It will take nearly 75 years for India’s per capita income to reach a quarter of the income levels of the United States if current trends continue, the World Bank said on Thursday.

In a report titled “World Development Report 2024: The Middle Income Trap”, the World Bank said that over 100 countries, including India, faced serious obstacles in becoming high-income ones in the next few decades.

The report, which studied trends from the past 50 years, said that China may take over 10 years to reach one-quarter of the US’ income per capita, while Indonesia nearly 70 years at current trends.

The World Bank said that as countries grow wealthier they usually hit a “trap” at around 10% of the US’ annual GDP per person, which is currently the equivalent of $8,000 or Rs 6.7 lakh. This is in the middle of the range of what the financial institution terms “middle-income” countries.

Only 34 middle-income economies had managed to shift to become high-income ones since 1990, the report said, adding that over a third of them benefitted from their integration into the European Union or due to oil reserves that were previously undiscovered.

The World Bank said that 108 countries were termed middle-income at the end of 2023. Each of these countries had an annual GDP per capita that fell between $1,136 (Rs 9,95,193) and $13,845 (Rs 11,60,175).

These countries together had a population of about six billion, which was 75% of the global population, with two out of every three person living in extreme poverty.

“The road ahead has even stiffer challenges than those seen in the past: rapidly aging populations and burgeoning debt, fierce geopolitical and trade frictions, and the growing difficulty of speeding up economic progress without fouling the environment,” wrote Indermit Gill, chief economist at the World Bank group.

“Yet many middle-income countries still use a playbook from the last century, relying mainly on policies designed to expand investment,” he added. “That is like driving a car just in first gear and trying to make it go faster.”

Gill added that if countries stuck to the old playbook, most would lose the race to create “reasonably prosperous societies by the middle of this century”.

The report also proposed a framework for countries to “escape” the trap. “First focus on investment; then add an emphasis on infusion of new technologies from abroad; and, finally, adopt a three-pronged strategy that balances investment, infusion, and innovation,” it said.

In the report, the World Bank also referred to Prime Minister Narendra Modi’s vision to turn India into a developed economy by 2047.
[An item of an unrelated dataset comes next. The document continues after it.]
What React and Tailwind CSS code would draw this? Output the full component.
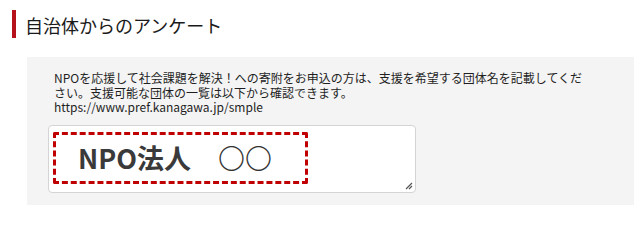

Modi has on several occasions emphasised the goal of India becoming a developed economy by 2047, when the country will complete 100 years of independence.

According to the report, while governments in India and other countries hoped to accomplish the transition from a middle-income economy like South Korea, “it would be fair to conclude that it would be a miracle if today’s middle-income economies manage to do in 50 years what Korea did in just 25”.

In April, Franziska Ohnsorge, the World Bank’s chief economist for South Asia, said that India will not be able to achieve its target of becoming a developed economy by 2047 without introducing reforms to boost employment.

Ohnsorge pointed out that achieving the 2047 target remained a distant dream “in a no-reform scenario”.